- Task
Transcribe the listing exactly, leaving out every picture.

- Data excerpt
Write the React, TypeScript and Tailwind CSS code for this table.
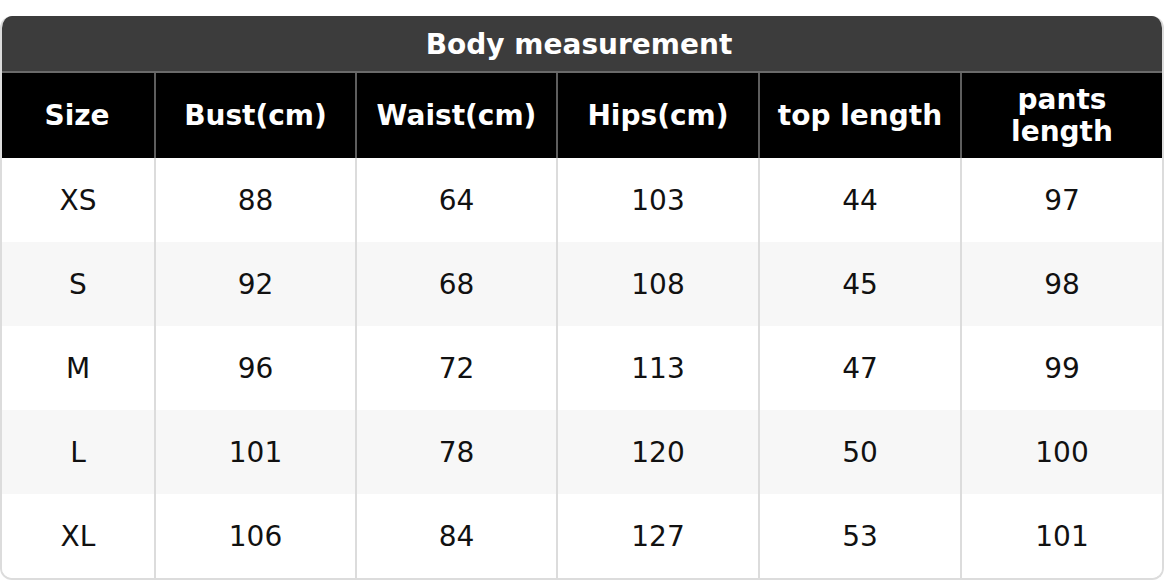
const headers = ["Size", "Bust(cm)", "Waist(cm)", "Hips(cm)", "top length", "pants length"];

const rows = [
  ["XS", "88", "64", "103", "44", "97"],
  ["S", "92", "68", "108", "45", "98"],
  ["M", "96", "72", "113", "47", "99"],
  ["L", "101", "78", "120", "50", "100"],
  ["XL", "106", "84", "127", "53", "101"],
];

const cols = "grid grid-cols-[156px_201px_201px_202px_202px_1fr]";

export default function App() {
  return (
    <div className="w-[1164px] h-[580px] bg-white pt-4 font-['DejaVu_Sans',sans-serif]">
      <div className="rounded-[12px] overflow-hidden border-2 border-t-0 border-[#dcdcdc] h-[564px] flex flex-col">
        <div className="h-[57px] bg-[#3c3c3c] flex items-center justify-center pt-[2px] pr-[6px] text-white font-bold text-[28px] border-b-2 border-[#6a6a6a] -mx-[2px]">
          Body measurement
        </div>
        <div className={`${cols} h-[85px] bg-black -ml-[2px]`}>
          {headers.map((h, i) => (
            <div
              key={h}
              className={`flex items-center justify-center text-center text-white font-bold text-[28px] leading-[32px] px-2 pt-[1px] ${i < headers.length - 1 ? "border-r-2 border-[#5e5e5e]" : ""}`}
            >
              {h}
            </div>
          ))}
        </div>
        {rows.map((r, ri) => (
          <div key={r[0]} className={`${cols} h-[84px] -ml-[2px] ${ri % 2 === 1 ? "bg-[#f7f7f7]" : "bg-white"}`}>
            {r.map((c, ci) => (
              <div
                key={ci}
                className={`flex items-center justify-center pt-[1px] text-[28px] text-[#111] ${ci === 0 ? "pl-[2px]" : ""} ${ci < r.length - 1 ? "border-r-2 border-[#dcdcdc]" : ""}`}
              >
                {c}
              </div>
            ))}
          </div>
        ))}
      </div>
    </div>
  );
}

- Exercise response
Write the React, TypeScript and Tailwind CSS code for this table.
const headers = ["Size", "Bust(cm)", "Waist(cm)", "Hips(cm)", "top length", "pants length"];

const rows = [
  ["XS", "88", "64", "103", "44", "97"],
  ["S", "92", "68", "108", "45", "98"],
  ["M", "96", "72", "113", "47", "99"],
  ["L", "101", "78", "120", "50", "100"],
  ["XL", "106", "84", "127", "53", "101"],
];

const cols = "grid grid-cols-[156px_201px_201px_202px_202px_1fr]";

export default function App() {
  return (
    <div className="w-[1164px] h-[580px] bg-white pt-4 font-['DejaVu_Sans',sans-serif]">
      <div className="rounded-[12px] overflow-hidden border-2 border-t-0 border-[#dcdcdc] h-[564px] flex flex-col">
        <div className="h-[57px] bg-[#3c3c3c] flex items-center justify-center pt-[2px] pr-[6px] text-white font-bold text-[28px] border-b-2 border-[#6a6a6a] -mx-[2px]">
          Body measurement
        </div>
        <div className={`${cols} h-[85px] bg-black -ml-[2px]`}>
          {headers.map((h, i) => (
            <div
              key={h}
              className={`flex items-center justify-center text-center text-white font-bold text-[28px] leading-[32px] px-2 pt-[1px] ${i < headers.length - 1 ? "border-r-2 border-[#5e5e5e]" : ""}`}
            >
              {h}
            </div>
          ))}
        </div>
        {rows.map((r, ri) => (
          <div key={r[0]} className={`${cols} h-[84px] -ml-[2px] ${ri % 2 === 1 ? "bg-[#f7f7f7]" : "bg-white"}`}>
            {r.map((c, ci) => (
              <div
                key={ci}
                className={`flex items-center justify-center pt-[1px] text-[28px] text-[#111] ${ci === 0 ? "pl-[2px]" : ""} ${ci < r.length - 1 ? "border-r-2 border-[#dcdcdc]" : ""}`}
              >
                {c}
              </div>
            ))}
          </div>
        ))}
      </div>
    </div>
  );
}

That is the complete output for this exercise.